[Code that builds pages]
---------------

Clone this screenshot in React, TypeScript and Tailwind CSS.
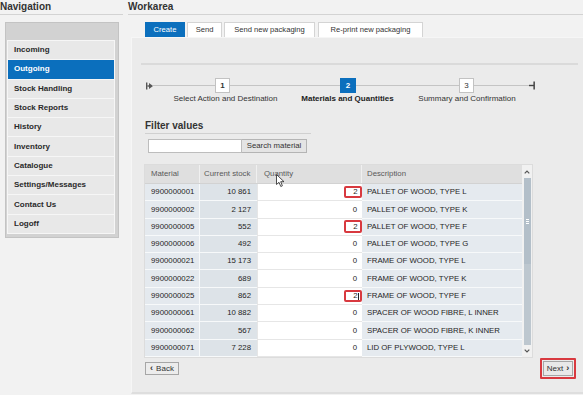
import React from "react";

const navItems = [
  "Incoming",
  "Outgoing",
  "Stock Handling",
  "Stock Reports",
  "History",
  "Inventory",
  "Catalogue",
  "Settings/Messages",
  "Contact Us",
  "Logoff",
];

type Row = { m: string; s: string; q: string; d: string; hl?: boolean; caret?: boolean };

const rows: Row[] = [
  { m: "9900000001", s: "10 861", q: "2", d: "PALLET OF WOOD, TYPE L", hl: true },
  { m: "9900000002", s: "2 127", q: "0", d: "PALLET OF WOOD, TYPE K" },
  { m: "9900000005", s: "552", q: "2", d: "PALLET OF WOOD, TYPE F", hl: true },
  { m: "9900000006", s: "492", q: "0", d: "PALLET OF WOOD, TYPE G" },
  { m: "9900000021", s: "15 173", q: "0", d: "FRAME OF WOOD, TYPE L" },
  { m: "9900000022", s: "689", q: "0", d: "FRAME OF WOOD, TYPE K" },
  { m: "9900000025", s: "862", q: "2", d: "FRAME OF WOOD, TYPE F", hl: true, caret: true },
  { m: "9900000061", s: "10 882", q: "0", d: "SPACER OF WOOD FIBRE, L INNER" },
  { m: "9900000062", s: "567", q: "0", d: "SPACER OF WOOD FIBRE, K INNER" },
  { m: "9900000071", s: "7 228", q: "0", d: "LID OF PLYWOOD, TYPE L" },
];

function StepBox({ n, active, bold }: { n: string; active?: boolean; bold?: boolean }) {
  return (
    <div
      className={
        active
          ? "w-[16px] h-[15px] shrink-0 bg-[#0b6fbd] text-white text-[8px] font-bold flex items-center justify-center leading-none"
          : `w-[15px] h-[15px] shrink-0 bg-white border border-[#c2c2c2] text-[#333] text-[8px] ${bold ? "font-bold" : ""} flex items-center justify-center leading-none`
      }
    >
      {n}
    </div>
  );
}

export default function App() {
  return (
    <div className="w-[583px] h-[395px] overflow-hidden bg-[#f2f2f2] flex font-['Liberation_Sans',Arial,sans-serif] text-[#333]">
      {/* Navigation column */}
      <div className="w-[123px] shrink-0 mr-[5px]">
        <div className="h-[15px] border-b border-[#d3d3d3] text-[10px] font-bold leading-[13px] text-[#333]">
          Navigation
        </div>
        <div className="mt-[7px] ml-[5px] w-[114px] bg-[#d2d2d2] border border-[#c3c3c3] pt-[17px] pl-[1px] pr-[3px] pb-[3px]">
          <div className="border border-[#f6f6f6] border-b-0">
            {navItems.map((it) => (
              <div
                key={it}
                className={
                  it === "Outgoing"
                    ? "h-[19.3px] bg-[#0b6fbd] text-white border-b border-[#f6f6f6] pl-[6px] text-[8px] font-bold flex items-center"
                    : "h-[19.3px] bg-[#e8e8e8] text-[#2a2a2a] border-b border-[#f6f6f6] pl-[6px] text-[8px] font-bold flex items-center"
                }
              >
                {it}
              </div>
            ))}
          </div>
        </div>
      </div>

      {/* Workarea column */}
      <div className="flex-1 flex flex-col">
        <div className="h-[15px] border-b border-[#d3d3d3] text-[10px] font-bold leading-[13px] text-[#333]">
          Workarea
        </div>
        <div className="mt-[7px] ml-[17px] flex items-end h-[15px] text-[7.6px] text-[#333]">
          <div className="w-[40px] h-[15px] bg-[#0b6fbd] text-white flex items-center justify-center">Create</div>
          <div className="ml-[2px] w-[35px] h-[15px] bg-white border border-b-0 border-[#d4d4d4] flex items-center justify-center">Send</div>
          <div className="ml-[2px] w-[91px] h-[15px] bg-white border border-b-0 border-[#d4d4d4] flex items-center justify-center">Send new packaging</div>
          <div className="ml-[3px] w-[105px] h-[15px] bg-white border border-b-0 border-[#d4d4d4] flex items-center justify-center">Re-print new packaging</div>
        </div>

        {/* Panel */}
        <div className="ml-[3px] h-[357px] bg-[#ebebeb] border-t border-l border-[#f6f6f6] border-b-2 border-b-[#dedede] flex flex-col">
          <div className="mt-[25px] ml-[9px] mr-[5px] h-[2px] bg-[#dadada]" />

          {/* Stepper */}
          <div className="mt-[13px] ml-[14px] h-[15px] flex items-center">
            <svg width="7" height="8" viewBox="0 0 7 8" className="shrink-0">
              <rect x="0" y="0.5" width="1.4" height="7" fill="#555" />
              <rect x="1.4" y="3.3" width="2" height="1.4" fill="#555" />
              <polygon points="3,1 7,4 3,7" fill="#555" />
            </svg>
            <div className="w-[62px] h-px bg-[#c4c4c4]" />
            <StepBox n="1" bold />
            <div className="w-[110px] h-px bg-[#c4c4c4]" />
            <StepBox n="2" active />
            <div className="w-[103px] h-px bg-[#c4c4c4]" />
            <StepBox n="3" />
            <div className="w-[55px] h-px bg-[#c4c4c4]" />
            <svg width="6" height="9" viewBox="0 0 6 9" className="shrink-0">
              <rect x="0" y="3.8" width="5" height="1.4" fill="#444" />
              <rect x="4.4" y="0.5" width="1.5" height="8" fill="#444" />
            </svg>
          </div>
          <div className="mt-[1px] ml-[33px] h-[10px] flex text-[8px] leading-[10px]">
            <div className="w-[121px] text-center text-[#333]">Select Action and Destination</div>
            <div className="w-[123px] text-center font-bold text-[#222]">Materials and Quantities</div>
            <div className="w-[116px] text-center text-[#333]">Summary and Confirmation</div>
          </div>

          {/* Filter values */}
          <div className="mt-[15px] ml-[13px] w-[166px] h-[15px] border-b border-[#d0d0d0] text-[10px] font-bold leading-[13px] text-[#333]">
            Filter values
          </div>
          <div className="mt-[5px] ml-[16px] flex h-[14px]">
            <div className="w-[94px] h-[14px] bg-white border border-[#bdbdbd]" />
            <div className="w-[65px] h-[14px] bg-[#e4e4e4] border border-l-0 border-[#b4b4b4] text-[7.8px] flex items-center justify-center text-[#333]">
              Search material
            </div>
          </div>

          {/* Table */}
          <div className="mt-[11px] ml-[12px] flex w-[389px] h-[194px] border border-[#dcdcdc] bg-[#f1f1f1] text-[7.8px]">
            <div className="w-[377px] flex flex-col">
              <div className="flex h-[19px] bg-[#dfdfdf] border-b border-[#d2d2d2] text-[#595959]">
                <div className="w-[55px] pl-[6px] flex items-center border-r border-[#f0f0f0]">Material</div>
                <div className="w-[57px] pl-[4px] flex items-center border-r border-[#f0f0f0]">Current stock</div>
                <div className="relative w-[105px] pl-[7px] flex items-center border-r border-[#f0f0f0]">
                  Quantity
                  <svg width="9" height="14" viewBox="0 0 9 14" className="absolute left-[19px] top-[9px]">
                    <path d="M0.5 0.5 L0.5 10.5 L3 8.3 L4.8 12.5 L6.4 11.8 L4.7 7.7 L8 7.7 Z" fill="#fff" stroke="#222" strokeWidth="0.8" strokeLinejoin="round" />
                  </svg>
                </div>
                <div className="w-[160px] pl-[5px] flex items-center">Description</div>
              </div>
              {rows.map((r) => (
                <div key={r.m} className="flex h-[17.4px] text-[#1e1e1e]">
                  <div className="w-[55px] pl-[6px] flex items-center bg-[#e4e9ee] border-b border-r border-[#f7f9fa]">{r.m}</div>
                  <div className="w-[57px] pr-[6px] flex items-center justify-end bg-[#dde3e8] border-b border-[#f7f9fa]">{r.s}</div>
                  <div className="w-[105px] flex items-center justify-end bg-white border-b border-l border-[#e6e6e6]">
                    {r.hl ? (
                      <div className="relative w-[18px] h-[12.5px] border-2 border-[#d8393f] rounded-[2px] bg-white flex items-center justify-end pr-[2.5px]">
                        {r.q}
                        {r.caret && <div className="absolute right-[1px] top-[1px] w-px h-[7px] bg-[#222]" />}
                      </div>
                    ) : (
                      <div className="pr-[5px]">{r.q}</div>
                    )}
                  </div>
                  <div className="w-[160px] pl-[5px] flex items-center bg-[#e5eaef] border-b border-[#f7f9fa]">{r.d}</div>
                </div>
              ))}
            </div>
            {/* Scrollbar */}
            <div className="w-[11px] flex flex-col items-center">
              <div className="h-[13px] flex items-center justify-center">
                <svg width="6" height="4" viewBox="0 0 6 4">
                  <path d="M0.7 3.3 L3 1 L5.3 3.3" fill="none" stroke="#555" strokeWidth="1.2" />
                </svg>
              </div>
              <div className="w-[7px] h-[86px] bg-[#b3bfc9] flex flex-col items-center justify-center gap-[1px]">
                <div className="w-[3px] h-px bg-white" />
                <div className="w-[3px] h-px bg-white" />
                <div className="w-[3px] h-px bg-white" />
              </div>
              <div className="w-[7px] h-[81px] bg-[#bdc7cf]" />
              <div className="flex-1 flex items-center justify-center">
                <svg width="6" height="4" viewBox="0 0 6 4">
                  <path d="M0.7 0.7 L3 3 L5.3 0.7" fill="none" stroke="#555" strokeWidth="1.2" />
                </svg>
              </div>
            </div>
          </div>

          {/* Buttons */}
          <div className="flex items-center justify-between h-[21px] mr-[7px]">
            <div className="ml-[13px] w-[34px] h-[13px] bg-[#ececec] border border-[#a6a6a6] text-[8px] flex items-center justify-center gap-[3px] text-[#333]">
              <span className="font-bold text-[9px] leading-none">‹</span>
              <span>Back</span>
            </div>
            <div className="w-[36px] h-[21px] border-2 border-[#d8393f] rounded-[1px] p-[1px] flex items-center justify-center">
              <div className="w-[30px] h-[15px] bg-[#e9e9e9] border border-[#a6a6a6] text-[8px] flex items-center justify-center gap-[3px] text-[#333]">
                <span>Next</span>
                <span className="font-bold text-[9px] leading-none">›</span>
              </div>
            </div>
          </div>
        </div>
      </div>
    </div>
  );
}
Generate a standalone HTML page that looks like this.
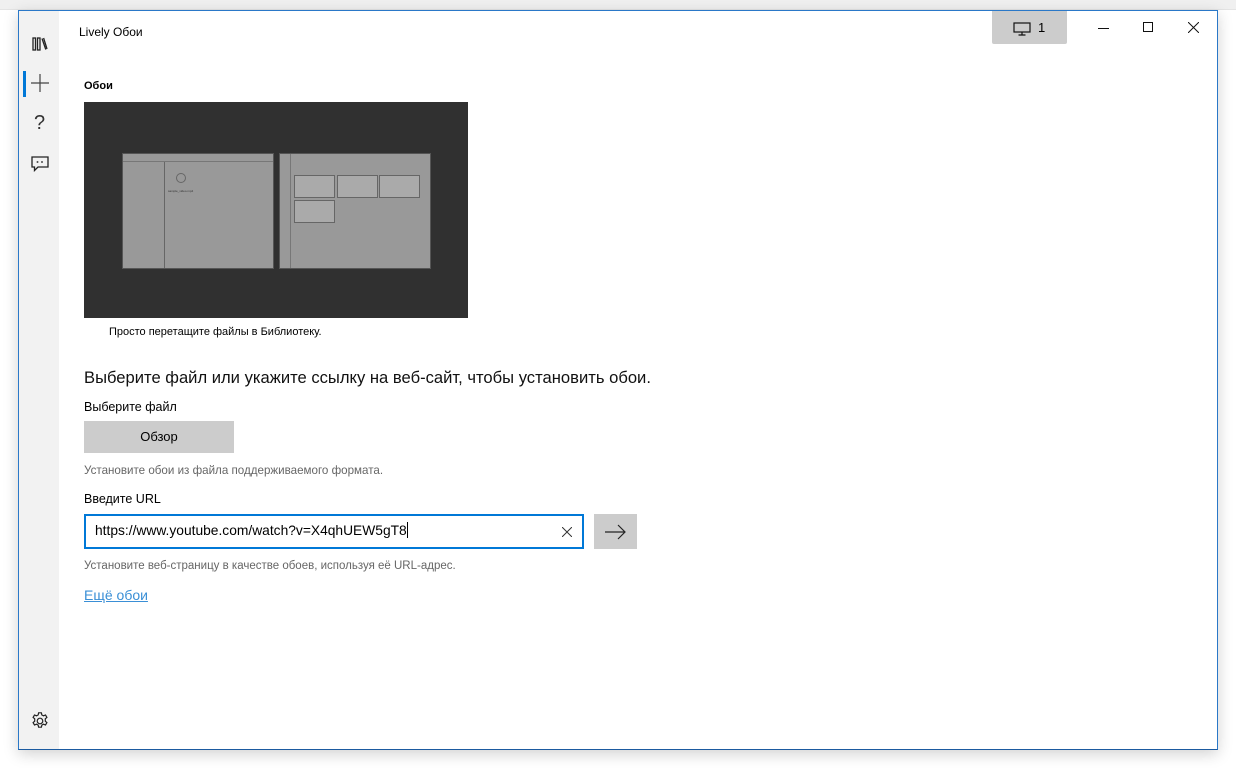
<!DOCTYPE html>
<html><head><meta charset="utf-8"><style>
*{margin:0;padding:0;box-sizing:border-box}
body{width:1236px;height:768px;background:#fff;position:relative;overflow:hidden;font-family:"Liberation Sans","DejaVu Sans",sans-serif;color:#000}
.topbar{position:absolute;left:0;top:0;width:1236px;height:10px;background:#f0f0f0;border-bottom:1px solid #e4e4e4}
.win{position:absolute;left:18px;top:10px;width:1200px;height:740px;background:#fff;border:1px solid #2a78c8;border-bottom-color:#1b5aa0;box-shadow:0 4px 14px rgba(0,0,0,.18)}
.side{position:absolute;left:0;top:0;width:40px;height:738px;background:#f2f2f2}
.abs{position:absolute}
.t{position:absolute;white-space:nowrap}
</style></head><body>
<div class="topbar"></div>
<div class="win">
 <div class="side"></div>
 <svg class="abs" style="left:13px;top:26px" width="16" height="14" viewBox="0 0 16 14" fill="none" stroke="#222" stroke-width="1.3"><rect x="1" y="1" width="2.5" height="12"/><rect x="5.5" y="1" width="2.5" height="12"/><path d="M10 1.5 L13.8 12.5"/><path d="M11.6 1 L15 12"/></svg>
 <div class="abs" style="left:4px;top:60px;width:3px;height:26px;background:#0078d7"></div>
 <svg class="abs" style="left:12px;top:63px" width="18" height="18" viewBox="0 0 18 18" stroke="#444" stroke-width="1.2"><path d="M9 0V18M0 9H18"/></svg>
 <div class="t" style="left:15px;top:101px;font-size:20px;color:#333;font-weight:300">?</div>
 <svg class="abs" style="left:12px;top:145px" width="18" height="16" viewBox="0 0 18 16" fill="none" stroke="#222" stroke-width="1.3"><path d="M1 1H17V11H7L3.5 14.5V11H1Z"/><path d="M6.5 5.2V6.8M11 5.2V6.8" stroke-width="1.6"/></svg>
 <svg class="abs" style="left:12px;top:701px" width="18" height="18" viewBox="0 0 18 18" fill="none" stroke="#222" stroke-width="1.2"><circle cx="9" cy="9" r="2.8"/><path d="M7.6 0.8h2.8l.4 2.1 1.7.9 2-.8 1.4 2.4-1.6 1.4v2.4l1.6 1.4-1.4 2.4-2-.8-1.7.9-.4 2.1H7.6l-.4-2.1-1.7-.9-2 .8-1.4-2.4 1.6-1.4V6.8L2.1 5.4l1.4-2.4 2 .8 1.7-.9z"/></svg>

 <div class="t" style="left:60px;top:14px;font-size:12px">Lively Обои</div>
 <div class="abs" style="left:973px;top:0;width:75px;height:33px;background:#cccccc;border-radius:0 0 2px 2px"></div>
 <svg class="abs" style="left:994px;top:11px" width="18" height="14" viewBox="0 0 18 14" fill="none" stroke="#111" stroke-width="1.2"><rect x="1" y="1" width="16" height="9"/><path d="M9 10V13M5.5 13H12.5"/></svg>
 <div class="t" style="left:1019px;top:9px;font-size:13px">1</div>
 <div class="abs" style="left:1079px;top:17px;width:11px;height:1px;background:#111"></div>
 <div class="abs" style="left:1124px;top:11px;width:10px;height:10px;border:1px solid #111"></div>
 <svg class="abs" style="left:1169px;top:11px" width="11" height="11" viewBox="0 0 11 11" stroke="#111" stroke-width="1"><path d="M0 0L11 11M11 0L0 11"/></svg>

 <div class="t" style="left:65px;top:69px;font-size:11px;font-weight:bold">Обои</div>
 <div class="abs" style="left:65px;top:91px;width:384px;height:216px;background:#303030">
  <div class="abs" style="left:38px;top:51px;width:152px;height:116px;background:#999;border:1px solid #555">
   <div class="abs" style="left:0;top:7px;width:150px;height:1px;background:#777"></div>
   <div class="abs" style="left:41px;top:8px;width:1px;height:106px;background:#666"></div>
   <div class="abs" style="left:53px;top:19px;width:10px;height:10px;border:1px solid #666;border-radius:50%"></div>
   <div class="t" style="left:45px;top:35px;font-size:3px;color:#333">sample_video.mp4</div>
  </div>
  <div class="abs" style="left:195px;top:51px;width:152px;height:116px;background:#999;border:1px solid #555">
   <div class="abs" style="left:10px;top:0;width:1px;height:114px;background:#777"></div>
   <div class="abs" style="left:14px;top:21px;width:41px;height:23px;border:1px solid #666;background:#aaa"></div>
   <div class="abs" style="left:57px;top:21px;width:41px;height:23px;border:1px solid #666;background:#aaa"></div>
   <div class="abs" style="left:99px;top:21px;width:41px;height:23px;border:1px solid #666;background:#aaa"></div>
   <div class="abs" style="left:14px;top:46px;width:41px;height:23px;border:1px solid #666;background:#aaa"></div>
  </div>
 </div>
 <div class="t" style="left:90px;top:315px;font-size:11px">Просто перетащите файлы в Библиотеку.</div>

 <div class="t" style="left:65px;top:357px;font-size:16.6px;color:#111">Выберите файл или укажите ссылку на веб-сайт, чтобы установить обои.</div>
 <div class="t" style="left:65px;top:389px;font-size:12.5px">Выберите файл</div>
 <div class="abs" style="left:65px;top:410px;width:150px;height:32px;background:#cccccc;text-align:center;line-height:32px;font-size:13px">Обзор</div>
 <div class="t" style="left:65px;top:453px;font-size:11.6px;color:#666">Установите обои из файла поддерживаемого формата.</div>
 <div class="t" style="left:65px;top:481px;font-size:12.5px">Введите URL</div>
 <div class="abs" style="left:65px;top:503px;width:500px;height:35px;border:2px solid #0078d7;background:#fff"></div>
 <div class="t" style="left:76px;top:511px;font-size:13.8px">https://www.youtube.com/watch?v=X4qhUEW5gT8<span style="display:inline-block;width:1px;height:16px;background:#000;vertical-align:-3px"></span></div>
 <svg class="abs" style="left:543px;top:516px" width="10" height="10" viewBox="0 0 10 10" stroke="#333" stroke-width="1"><path d="M0 0L10 10M10 0L0 10"/></svg>
 <div class="abs" style="left:575px;top:503px;width:43px;height:35px;background:#cccccc"></div>
 <svg class="abs" style="left:586px;top:513px" width="21" height="16" viewBox="0 0 21 16" fill="none" stroke="#222" stroke-width="1.2"><path d="M0 8H20M13 1L20 8L13 15"/></svg>
 <div class="t" style="left:65px;top:549px;font-size:11.5px;color:#666">Установите веб-страницу в качестве обоев, используя её URL-адрес.</div>
 <div class="t" style="left:65px;top:576px;font-size:14px;color:#3a8fd6;text-decoration:underline">Ещё обои</div>
</div>
</body></html>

---------------

What the task asks
Reply with the number of lines in the material above that contain "this", and nothing more.

Reply
2